Over time, the rumor of miracles from the relics of the blessed Princess Anna reached the pious Tsar Alexei Mikhailovich and Patriarch Nikon. On June 25 (June 12, 1650), the relics of the Blessed Anna Kashinskaya were transferred from the wooden Assumption Church to the Cathedral of the Resurrection. At the Council in Moscow, it was decided to open her relics to universal veneration and canonize Princess Anna.
However, soon the Holy Anna Kashinskaya unexpectedly became a symbol of schismatics, and Patriarch Joachim in 1677 suspended the canonization of the saint, forbade the worship of the holy relics of Anna Kashinskaya.
Although the suspension of church veneration of the blessed Princess Anna lasted for 230 years, the grateful national memory preserved a strong faith in the intercession of her heavenly patroness before the Lord. Before marriage, before service, before taking tonsure, before starting school, making some serious decision, not to mention all sorts of troubles, illnesses and sorrows, the faithful went to pray at the tomb of the Blessed Anna.
In 1899-1901, secret preparations began for the restoration of church worship, in particular, the recording of healings and other miracles resumed. In 1908, Nicholas II agreed to the re–canonization, and the following year the Synod declared Anna's memorial day on June 25 (June 12 of the Old Calendar), the anniversary of the transfer of the relics in 1650.

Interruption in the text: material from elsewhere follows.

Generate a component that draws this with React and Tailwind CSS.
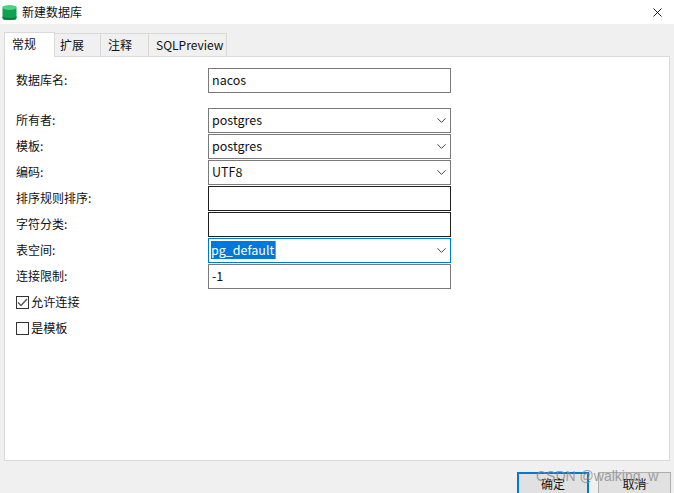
import React from 'react';
import { ChevronDown, X } from 'lucide-react';

const font = { fontFamily: '"Noto Sans CJK SC", "Liberation Sans", sans-serif' };

const Field = ({ value, select, dark, focused }) => (
  <div
    className={`w-[243px] h-[25px] shrink-0 flex items-center justify-between pl-[2px] pr-[1px] border bg-white text-[12.5px] ${
      focused ? 'border-[#0078d7]' : dark ? 'border-[#1f1f1f]' : 'border-[#7a7a7a]'
    }`}
  >
    {focused ? (
      <span className="bg-[#0078d7] text-white h-[18px] leading-[17px] pr-[1px] border-r border-[#f08030]">{value}</span>
    ) : (
      <span className="pl-[1px] text-[#111]">{value}</span>
    )}
    {select && <ChevronDown className="w-[15px] h-[15px] text-[#444]" strokeWidth={1.6} />}
  </div>
);

const Row = ({ label, ...rest }) => (
  <div className="flex items-center h-[26px]">
    <div className="w-[192px] text-[#111] text-[12px]">{label}</div>
    <Field {...rest} />
  </div>
);

const Check = ({ label, checked }) => (
  <div className="flex items-center h-[26px] gap-[2px]">
    <div className="w-[13px] h-[13px] border border-[#333] bg-white flex items-center justify-center">
      {checked && (
        <svg width="11" height="11" viewBox="0 0 11 11" fill="none">
          <path d="M1 5.5 L4 8.5 L10 2" stroke="#555" strokeWidth="1.4" />
        </svg>
      )}
    </div>
    <span className="text-[12.2px] text-[#111]">{label}</span>
  </div>
);

const Tab = ({ label, active, className }) => (
  <div
    className={`flex items-center border-t border-r border-[#d9d9d9] text-[#111] text-[12px] ${className} ${
      active ? 'bg-white border-l h-[25px] -mb-px z-10 pb-[3px]' : 'bg-[#f0f0f0] h-[23px]'
    }`}
  >
    {label}
  </div>
);

const App = () => {
  return (
    <div className="relative w-[674px] h-[493px] overflow-hidden bg-[#f0f0f0] text-[13px]" style={font}>
      {/* Title bar */}
      <div className="h-[24px] bg-white flex items-center justify-between pl-[2px] pr-[9px]">
        <div className="flex items-center gap-[5px]">
          <svg width="15" height="17" viewBox="0 0 15 17">
            <rect x="0.5" y="2" width="14" height="14" rx="2" fill="#12a150" />
            <ellipse cx="7.5" cy="3.5" rx="7" ry="2.5" fill="#4fd184" />
            <path d="M0.5 12.5 Q7.5 15.5 14.5 12.5 V14 Q7.5 18 0.5 14 Z" fill="#0b7a3a" />
          </svg>
          <span className="text-[12px] text-[#111]">新建数据库</span>
        </div>
        <X className="w-[15px] h-[15px] text-[#111]" strokeWidth={1.5} />
      </div>

      <div className="px-[4px] pt-[9px]">
        {/* Tabs */}
        <div className="flex items-end h-[23px]">
          <Tab label="常规" active className="w-[51px] pl-[7px]" />
          <Tab label="扩展" className="w-[46px] pl-[5px]" />
          <Tab label="注释" className="w-[48px] pl-[7px]" />
          <Tab label="SQLPreview" className="w-[78px] pl-[7px]" />
        </div>

        {/* Panel */}
        <div className="h-[405px] bg-white border border-[#d9d9d9] pl-[11px] pt-[10px]">
          <Row label="数据库名:" value="nacos" />
          <div className="h-[14px]" />
          <Row label="所有者:" value="postgres" select />
          <Row label="模板:" value="postgres" select />
          <Row label="编码:" value="UTF8" select />
          <Row label="排序规则排序:" dark />
          <Row label="字符分类:" dark />
          <Row label="表空间:" value="pg_default" select focused />
          <Row label="连接限制:" value="-1" />
          <Check label="允许连接" checked />
          <Check label="是模板" />
        </div>

        {/* Buttons */}
        <div className="flex justify-end gap-[9px] pt-[11px] -mr-px">
          <div className="w-[72px] h-[30px] border-2 border-[#0078d7] bg-[#e1e1e1] flex justify-center text-[12px] text-[#111] pt-[1px]">确定</div>
          <div className="w-[73px] h-[30px] border border-[#adadad] bg-[#e1e1e1] flex justify-center text-[12px] text-[#111] pt-[2px]">取消</div>
        </div>
      </div>

      {/* Watermark */}
      <div className="absolute left-[536px] top-[466px] text-[14px] text-[#8a8a8a]/80" style={{ fontFamily: '"Liberation Sans", sans-serif' }}>
        CSDN @walking_w
      </div>
    </div>
  );
};

export default App;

On June 25, 1909, large celebrations were held in Kashin on the occasion of the restoration of veneration of the saint, attended by Grand Duchess Elizabeth Feodorovna. Already in 1909, in the city of Grozny, in the area of the Terek Cossacks, a women's community arose in honor of the holy Princess Anna Kashinskaya. In the same year, a church in St. Petersburg was consecrated in honor of Anna Kashinskaya, which became the compound of the Kashinsky Sretensky Monastery (since 1992, the compound of the Vvedeno-Oyatsky monastery), and in 1914, the church of Seraphim of Sarov and Anna Kashinskaya in the new cemetery of the Donskoy Monastery in Moscow.
During the troubled years of the war and revolution, the image of the blessed Princess Anna became even closer and clearer to the Russian people. It was recalled that the blessed Anna, having also accompanied her husband and sons to that dangerous unknown, from which they often did not return, buried and mourned them, and was also forced to flee and hide, while the enemies smashed and burned her land.